Exercise prompt: Exactly reproduce the lines that run from the one containing "What React, TypeScript" through the one containing "const weekNames = ['一', '二', '三', '四', '五', '六', '日'];", ends included, with no pictures.

Web page code records

____

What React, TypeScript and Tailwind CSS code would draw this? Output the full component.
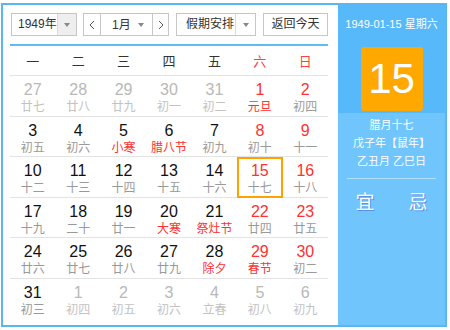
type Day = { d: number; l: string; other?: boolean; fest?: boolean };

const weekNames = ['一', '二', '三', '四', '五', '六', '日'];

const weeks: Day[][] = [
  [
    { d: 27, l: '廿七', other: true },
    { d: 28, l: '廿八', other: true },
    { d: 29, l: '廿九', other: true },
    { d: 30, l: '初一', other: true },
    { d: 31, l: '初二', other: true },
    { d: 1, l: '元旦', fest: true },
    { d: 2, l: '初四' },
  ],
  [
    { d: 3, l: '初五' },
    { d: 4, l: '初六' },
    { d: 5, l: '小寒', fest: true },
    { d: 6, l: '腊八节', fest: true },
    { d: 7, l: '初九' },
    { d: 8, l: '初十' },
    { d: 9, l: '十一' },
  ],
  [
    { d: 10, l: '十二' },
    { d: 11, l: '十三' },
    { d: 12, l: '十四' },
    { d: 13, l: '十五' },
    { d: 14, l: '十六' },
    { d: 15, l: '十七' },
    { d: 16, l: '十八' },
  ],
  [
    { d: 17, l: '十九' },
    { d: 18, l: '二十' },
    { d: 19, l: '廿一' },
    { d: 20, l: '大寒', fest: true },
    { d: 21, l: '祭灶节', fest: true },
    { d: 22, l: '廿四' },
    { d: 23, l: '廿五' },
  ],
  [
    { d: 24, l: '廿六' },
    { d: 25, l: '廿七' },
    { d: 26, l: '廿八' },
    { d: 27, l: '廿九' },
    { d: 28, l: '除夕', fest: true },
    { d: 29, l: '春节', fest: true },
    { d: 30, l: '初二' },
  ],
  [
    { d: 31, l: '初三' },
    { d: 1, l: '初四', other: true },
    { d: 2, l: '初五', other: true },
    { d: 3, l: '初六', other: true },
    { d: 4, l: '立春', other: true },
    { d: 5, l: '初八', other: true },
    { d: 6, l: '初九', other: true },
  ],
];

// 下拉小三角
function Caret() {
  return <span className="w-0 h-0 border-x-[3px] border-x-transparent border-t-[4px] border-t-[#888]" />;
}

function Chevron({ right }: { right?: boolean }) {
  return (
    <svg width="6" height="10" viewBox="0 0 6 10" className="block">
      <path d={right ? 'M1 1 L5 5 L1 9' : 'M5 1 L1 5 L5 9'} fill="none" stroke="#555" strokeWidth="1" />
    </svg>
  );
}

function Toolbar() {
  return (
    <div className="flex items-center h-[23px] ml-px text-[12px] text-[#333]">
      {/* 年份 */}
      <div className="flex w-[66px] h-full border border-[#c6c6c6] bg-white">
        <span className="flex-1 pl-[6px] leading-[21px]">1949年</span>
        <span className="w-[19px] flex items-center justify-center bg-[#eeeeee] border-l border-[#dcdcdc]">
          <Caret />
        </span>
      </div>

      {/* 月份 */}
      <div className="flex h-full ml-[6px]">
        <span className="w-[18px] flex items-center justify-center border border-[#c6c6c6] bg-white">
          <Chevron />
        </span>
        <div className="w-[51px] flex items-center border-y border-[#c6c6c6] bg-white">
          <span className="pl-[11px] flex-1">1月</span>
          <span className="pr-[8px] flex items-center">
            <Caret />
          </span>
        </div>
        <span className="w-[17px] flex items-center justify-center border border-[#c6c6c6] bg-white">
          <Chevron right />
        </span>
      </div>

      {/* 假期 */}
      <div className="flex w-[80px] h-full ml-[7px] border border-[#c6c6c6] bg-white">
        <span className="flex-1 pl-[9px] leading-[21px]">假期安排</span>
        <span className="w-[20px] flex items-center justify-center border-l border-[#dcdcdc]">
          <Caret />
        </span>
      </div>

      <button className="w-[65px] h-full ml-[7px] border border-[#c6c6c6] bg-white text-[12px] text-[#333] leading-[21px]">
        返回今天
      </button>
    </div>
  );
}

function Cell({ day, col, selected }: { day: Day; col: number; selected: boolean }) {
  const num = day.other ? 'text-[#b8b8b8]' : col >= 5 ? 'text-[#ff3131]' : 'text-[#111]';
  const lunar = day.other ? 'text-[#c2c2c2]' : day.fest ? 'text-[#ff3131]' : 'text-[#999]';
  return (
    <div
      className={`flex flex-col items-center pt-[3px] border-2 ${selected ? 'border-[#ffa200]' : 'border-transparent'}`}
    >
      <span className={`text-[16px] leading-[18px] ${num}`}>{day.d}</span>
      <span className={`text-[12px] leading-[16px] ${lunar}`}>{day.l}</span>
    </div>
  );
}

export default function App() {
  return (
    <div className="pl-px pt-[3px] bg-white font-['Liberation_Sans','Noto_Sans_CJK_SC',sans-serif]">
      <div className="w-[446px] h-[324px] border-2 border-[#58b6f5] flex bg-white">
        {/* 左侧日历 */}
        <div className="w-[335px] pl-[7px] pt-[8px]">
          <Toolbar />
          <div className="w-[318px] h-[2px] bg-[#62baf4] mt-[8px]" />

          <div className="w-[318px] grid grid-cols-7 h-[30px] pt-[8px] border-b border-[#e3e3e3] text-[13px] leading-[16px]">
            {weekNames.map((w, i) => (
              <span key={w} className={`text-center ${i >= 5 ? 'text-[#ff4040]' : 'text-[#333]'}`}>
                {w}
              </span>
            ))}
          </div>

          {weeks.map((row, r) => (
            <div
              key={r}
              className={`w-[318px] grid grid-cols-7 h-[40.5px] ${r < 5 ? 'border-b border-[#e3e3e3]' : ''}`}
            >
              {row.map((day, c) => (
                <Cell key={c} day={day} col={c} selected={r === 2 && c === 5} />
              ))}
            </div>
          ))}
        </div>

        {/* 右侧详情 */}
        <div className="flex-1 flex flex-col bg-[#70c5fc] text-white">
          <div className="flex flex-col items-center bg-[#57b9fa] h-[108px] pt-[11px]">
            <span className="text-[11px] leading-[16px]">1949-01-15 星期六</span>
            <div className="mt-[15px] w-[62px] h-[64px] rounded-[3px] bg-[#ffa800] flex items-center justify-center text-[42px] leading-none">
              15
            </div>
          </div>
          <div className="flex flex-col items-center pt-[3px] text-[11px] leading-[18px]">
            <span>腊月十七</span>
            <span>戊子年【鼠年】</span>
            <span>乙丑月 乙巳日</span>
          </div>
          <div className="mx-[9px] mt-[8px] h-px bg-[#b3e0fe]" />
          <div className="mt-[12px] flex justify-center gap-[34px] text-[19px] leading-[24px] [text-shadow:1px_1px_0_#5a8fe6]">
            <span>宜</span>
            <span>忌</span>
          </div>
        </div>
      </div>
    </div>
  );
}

____

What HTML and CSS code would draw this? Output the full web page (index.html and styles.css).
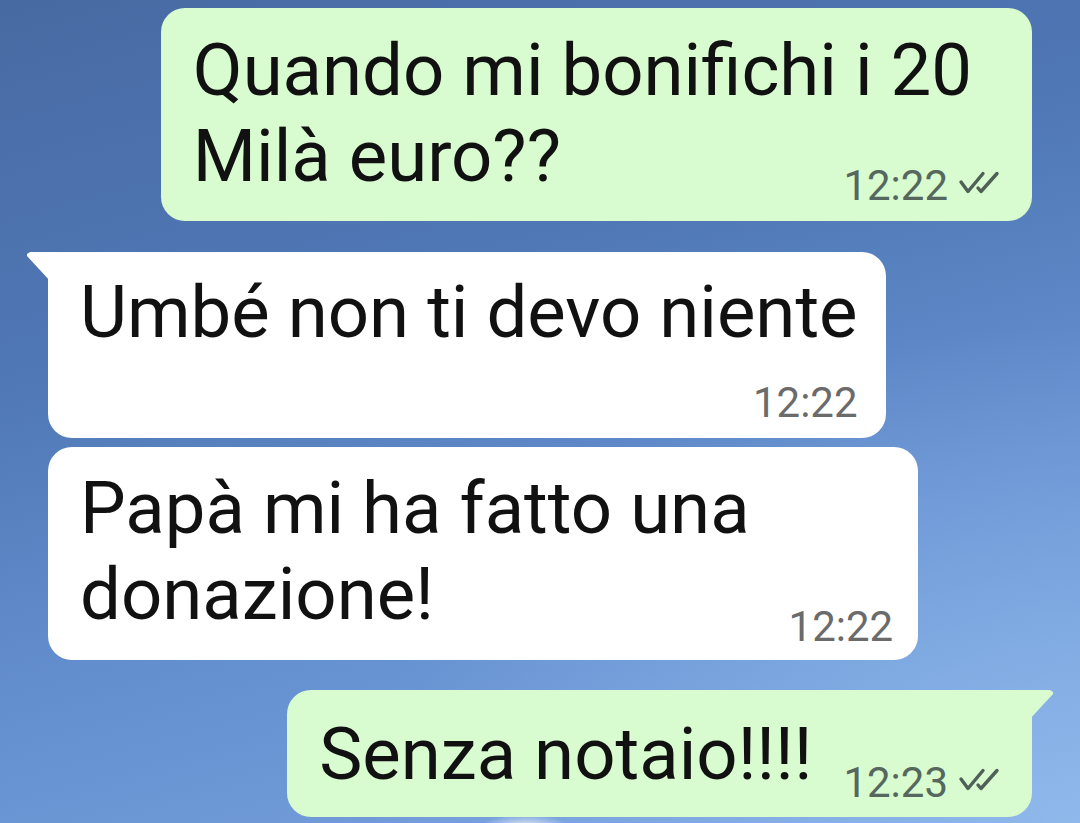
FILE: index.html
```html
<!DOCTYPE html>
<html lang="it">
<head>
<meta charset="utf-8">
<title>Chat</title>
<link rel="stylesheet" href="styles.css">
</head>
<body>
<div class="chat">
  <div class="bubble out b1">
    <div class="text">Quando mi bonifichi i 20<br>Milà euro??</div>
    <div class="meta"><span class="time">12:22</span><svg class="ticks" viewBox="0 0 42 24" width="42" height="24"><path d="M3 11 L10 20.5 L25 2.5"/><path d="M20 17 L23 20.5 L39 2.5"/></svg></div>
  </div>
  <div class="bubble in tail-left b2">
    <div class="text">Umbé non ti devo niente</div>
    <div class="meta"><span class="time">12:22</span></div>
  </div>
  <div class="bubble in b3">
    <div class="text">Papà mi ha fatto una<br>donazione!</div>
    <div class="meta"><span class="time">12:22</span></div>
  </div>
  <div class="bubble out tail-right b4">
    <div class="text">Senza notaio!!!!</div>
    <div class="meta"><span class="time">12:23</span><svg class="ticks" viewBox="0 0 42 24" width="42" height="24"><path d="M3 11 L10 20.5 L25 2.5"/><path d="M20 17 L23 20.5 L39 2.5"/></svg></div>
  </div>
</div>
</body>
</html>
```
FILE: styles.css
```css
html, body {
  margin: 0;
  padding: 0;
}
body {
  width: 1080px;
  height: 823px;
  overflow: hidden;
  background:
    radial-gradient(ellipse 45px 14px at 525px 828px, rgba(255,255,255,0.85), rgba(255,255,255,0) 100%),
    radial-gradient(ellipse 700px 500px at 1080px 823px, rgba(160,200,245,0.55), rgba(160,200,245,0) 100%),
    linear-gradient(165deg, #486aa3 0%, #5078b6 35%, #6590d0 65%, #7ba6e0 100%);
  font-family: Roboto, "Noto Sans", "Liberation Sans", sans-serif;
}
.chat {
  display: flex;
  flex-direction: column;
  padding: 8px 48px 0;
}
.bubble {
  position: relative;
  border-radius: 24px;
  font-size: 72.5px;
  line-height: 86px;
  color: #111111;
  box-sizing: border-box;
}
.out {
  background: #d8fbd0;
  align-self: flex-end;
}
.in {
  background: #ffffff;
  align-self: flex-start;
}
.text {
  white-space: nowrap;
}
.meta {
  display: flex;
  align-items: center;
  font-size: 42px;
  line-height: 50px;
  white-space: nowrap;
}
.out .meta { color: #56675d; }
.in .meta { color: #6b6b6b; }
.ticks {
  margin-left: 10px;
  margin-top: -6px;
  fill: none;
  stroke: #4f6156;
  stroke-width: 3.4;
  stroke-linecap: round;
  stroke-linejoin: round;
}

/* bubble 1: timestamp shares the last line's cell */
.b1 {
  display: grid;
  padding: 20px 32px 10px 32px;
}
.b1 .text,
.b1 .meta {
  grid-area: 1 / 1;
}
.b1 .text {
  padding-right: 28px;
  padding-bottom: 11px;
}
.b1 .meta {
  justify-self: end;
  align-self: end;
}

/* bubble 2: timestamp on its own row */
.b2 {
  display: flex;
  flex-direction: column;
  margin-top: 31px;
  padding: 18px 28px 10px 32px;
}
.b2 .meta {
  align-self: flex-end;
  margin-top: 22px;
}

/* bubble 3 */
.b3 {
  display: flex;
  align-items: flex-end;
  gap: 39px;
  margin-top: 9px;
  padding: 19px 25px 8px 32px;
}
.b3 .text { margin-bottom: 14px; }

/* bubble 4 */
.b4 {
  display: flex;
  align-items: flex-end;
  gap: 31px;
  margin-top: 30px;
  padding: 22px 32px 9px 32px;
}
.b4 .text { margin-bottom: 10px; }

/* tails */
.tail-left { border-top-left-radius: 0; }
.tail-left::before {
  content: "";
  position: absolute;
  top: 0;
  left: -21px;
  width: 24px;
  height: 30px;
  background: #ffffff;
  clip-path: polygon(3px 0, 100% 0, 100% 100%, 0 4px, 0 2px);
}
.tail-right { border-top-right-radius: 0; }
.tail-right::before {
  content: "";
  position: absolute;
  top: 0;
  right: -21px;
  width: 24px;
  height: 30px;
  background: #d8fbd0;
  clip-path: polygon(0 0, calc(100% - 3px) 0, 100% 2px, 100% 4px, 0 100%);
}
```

____

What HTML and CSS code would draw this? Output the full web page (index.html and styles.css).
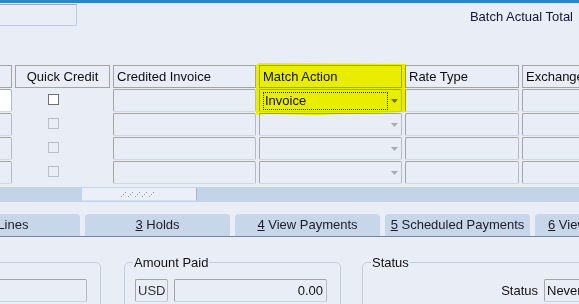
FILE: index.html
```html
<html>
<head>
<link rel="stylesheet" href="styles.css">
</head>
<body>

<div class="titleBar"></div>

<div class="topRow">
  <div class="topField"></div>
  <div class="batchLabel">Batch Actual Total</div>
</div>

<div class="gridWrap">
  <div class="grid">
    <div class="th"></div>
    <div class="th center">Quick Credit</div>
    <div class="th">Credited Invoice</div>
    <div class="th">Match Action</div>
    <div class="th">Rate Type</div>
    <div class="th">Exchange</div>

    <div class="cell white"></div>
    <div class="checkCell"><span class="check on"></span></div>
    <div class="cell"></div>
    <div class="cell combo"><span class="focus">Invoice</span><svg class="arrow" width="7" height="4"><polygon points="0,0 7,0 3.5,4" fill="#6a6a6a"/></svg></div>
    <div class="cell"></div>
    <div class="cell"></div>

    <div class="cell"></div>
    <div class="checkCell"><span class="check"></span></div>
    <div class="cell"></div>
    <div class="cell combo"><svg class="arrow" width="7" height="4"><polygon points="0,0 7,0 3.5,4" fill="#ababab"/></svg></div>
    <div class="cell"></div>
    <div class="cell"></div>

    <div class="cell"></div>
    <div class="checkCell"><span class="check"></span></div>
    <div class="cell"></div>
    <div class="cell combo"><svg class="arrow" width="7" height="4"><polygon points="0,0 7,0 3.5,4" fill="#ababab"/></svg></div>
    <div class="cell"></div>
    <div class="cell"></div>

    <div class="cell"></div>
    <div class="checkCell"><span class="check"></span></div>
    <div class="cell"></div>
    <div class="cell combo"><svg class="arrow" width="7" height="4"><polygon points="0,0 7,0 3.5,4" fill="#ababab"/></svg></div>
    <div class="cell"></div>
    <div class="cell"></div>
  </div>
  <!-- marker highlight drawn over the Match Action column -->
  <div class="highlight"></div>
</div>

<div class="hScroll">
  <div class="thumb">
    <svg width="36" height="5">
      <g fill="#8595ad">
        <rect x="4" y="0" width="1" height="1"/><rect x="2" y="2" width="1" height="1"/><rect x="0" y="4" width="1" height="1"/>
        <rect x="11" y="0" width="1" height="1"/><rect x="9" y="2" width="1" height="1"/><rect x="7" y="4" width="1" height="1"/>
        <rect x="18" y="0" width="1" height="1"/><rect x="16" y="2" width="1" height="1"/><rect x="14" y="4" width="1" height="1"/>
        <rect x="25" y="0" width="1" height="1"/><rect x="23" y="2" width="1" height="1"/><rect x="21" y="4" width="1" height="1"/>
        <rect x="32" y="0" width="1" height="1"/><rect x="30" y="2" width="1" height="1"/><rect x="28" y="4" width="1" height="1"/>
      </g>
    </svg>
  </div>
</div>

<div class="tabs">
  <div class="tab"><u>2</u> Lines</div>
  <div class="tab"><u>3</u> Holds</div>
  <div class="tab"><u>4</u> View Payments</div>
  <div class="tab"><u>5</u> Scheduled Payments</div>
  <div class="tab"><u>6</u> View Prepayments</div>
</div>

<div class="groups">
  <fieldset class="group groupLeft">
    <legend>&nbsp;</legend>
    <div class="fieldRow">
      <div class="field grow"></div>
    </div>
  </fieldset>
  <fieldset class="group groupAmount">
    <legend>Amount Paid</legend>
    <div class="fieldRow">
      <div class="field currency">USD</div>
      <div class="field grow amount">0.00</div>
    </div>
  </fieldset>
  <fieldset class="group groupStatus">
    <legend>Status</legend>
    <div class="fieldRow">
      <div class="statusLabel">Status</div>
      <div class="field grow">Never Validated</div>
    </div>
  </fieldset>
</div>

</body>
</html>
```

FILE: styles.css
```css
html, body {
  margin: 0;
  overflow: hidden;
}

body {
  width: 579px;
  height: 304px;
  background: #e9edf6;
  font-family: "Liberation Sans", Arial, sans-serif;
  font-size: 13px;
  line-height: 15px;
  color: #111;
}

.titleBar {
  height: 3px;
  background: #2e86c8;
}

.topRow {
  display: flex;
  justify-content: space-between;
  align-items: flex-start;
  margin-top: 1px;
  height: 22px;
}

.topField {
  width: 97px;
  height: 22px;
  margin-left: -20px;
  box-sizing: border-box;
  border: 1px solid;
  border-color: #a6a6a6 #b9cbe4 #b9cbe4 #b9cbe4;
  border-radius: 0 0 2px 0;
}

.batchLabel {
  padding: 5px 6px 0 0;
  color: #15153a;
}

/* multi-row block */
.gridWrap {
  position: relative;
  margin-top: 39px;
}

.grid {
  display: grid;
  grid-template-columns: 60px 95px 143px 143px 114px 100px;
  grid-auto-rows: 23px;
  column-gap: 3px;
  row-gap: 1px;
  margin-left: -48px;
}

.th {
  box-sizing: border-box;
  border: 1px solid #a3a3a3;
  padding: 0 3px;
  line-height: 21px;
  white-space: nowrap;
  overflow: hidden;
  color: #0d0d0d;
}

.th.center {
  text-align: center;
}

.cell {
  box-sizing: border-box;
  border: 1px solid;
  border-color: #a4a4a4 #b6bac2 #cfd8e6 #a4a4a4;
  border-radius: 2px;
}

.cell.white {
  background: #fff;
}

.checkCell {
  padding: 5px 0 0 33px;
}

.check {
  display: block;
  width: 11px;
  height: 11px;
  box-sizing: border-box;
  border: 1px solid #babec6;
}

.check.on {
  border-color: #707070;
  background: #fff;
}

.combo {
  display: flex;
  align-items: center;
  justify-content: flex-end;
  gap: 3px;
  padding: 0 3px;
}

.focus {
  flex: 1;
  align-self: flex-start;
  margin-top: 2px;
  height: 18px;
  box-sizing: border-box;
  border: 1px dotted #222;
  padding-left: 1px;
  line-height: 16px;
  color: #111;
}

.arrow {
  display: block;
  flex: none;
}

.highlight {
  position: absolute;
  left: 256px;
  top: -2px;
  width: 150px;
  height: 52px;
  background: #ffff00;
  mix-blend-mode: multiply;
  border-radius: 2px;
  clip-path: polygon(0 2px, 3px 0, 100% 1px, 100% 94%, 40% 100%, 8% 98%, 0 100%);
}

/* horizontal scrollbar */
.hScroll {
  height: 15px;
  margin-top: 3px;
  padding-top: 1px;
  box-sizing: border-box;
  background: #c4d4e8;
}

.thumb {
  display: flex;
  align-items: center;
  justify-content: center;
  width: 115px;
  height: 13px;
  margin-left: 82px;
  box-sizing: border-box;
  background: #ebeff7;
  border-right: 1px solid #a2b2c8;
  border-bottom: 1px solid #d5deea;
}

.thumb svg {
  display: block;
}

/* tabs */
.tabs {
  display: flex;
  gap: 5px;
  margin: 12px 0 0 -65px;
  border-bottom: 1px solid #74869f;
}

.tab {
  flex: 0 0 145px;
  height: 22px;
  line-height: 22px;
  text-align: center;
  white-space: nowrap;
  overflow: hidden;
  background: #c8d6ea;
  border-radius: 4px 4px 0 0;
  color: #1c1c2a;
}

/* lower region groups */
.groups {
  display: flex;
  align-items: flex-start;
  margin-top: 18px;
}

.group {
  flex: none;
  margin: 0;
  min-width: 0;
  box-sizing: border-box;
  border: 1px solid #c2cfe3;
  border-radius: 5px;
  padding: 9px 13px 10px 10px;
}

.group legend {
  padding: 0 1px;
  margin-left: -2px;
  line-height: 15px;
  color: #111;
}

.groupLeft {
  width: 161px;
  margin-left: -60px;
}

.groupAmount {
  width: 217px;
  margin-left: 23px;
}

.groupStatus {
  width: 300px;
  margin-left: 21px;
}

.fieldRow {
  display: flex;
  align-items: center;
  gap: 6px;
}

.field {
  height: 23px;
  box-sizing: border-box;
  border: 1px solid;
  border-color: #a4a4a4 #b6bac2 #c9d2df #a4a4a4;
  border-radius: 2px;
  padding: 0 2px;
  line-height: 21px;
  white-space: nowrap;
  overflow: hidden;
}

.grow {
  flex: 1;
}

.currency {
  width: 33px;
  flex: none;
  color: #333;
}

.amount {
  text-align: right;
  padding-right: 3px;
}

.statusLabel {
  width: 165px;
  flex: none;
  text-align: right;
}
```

____

Output of the task:
What React, TypeScript and Tailwind CSS code would draw this? Output the full component.
type Day = { d: number; l: string; other?: boolean; fest?: boolean };

const weekNames = ['一', '二', '三', '四', '五', '六', '日'];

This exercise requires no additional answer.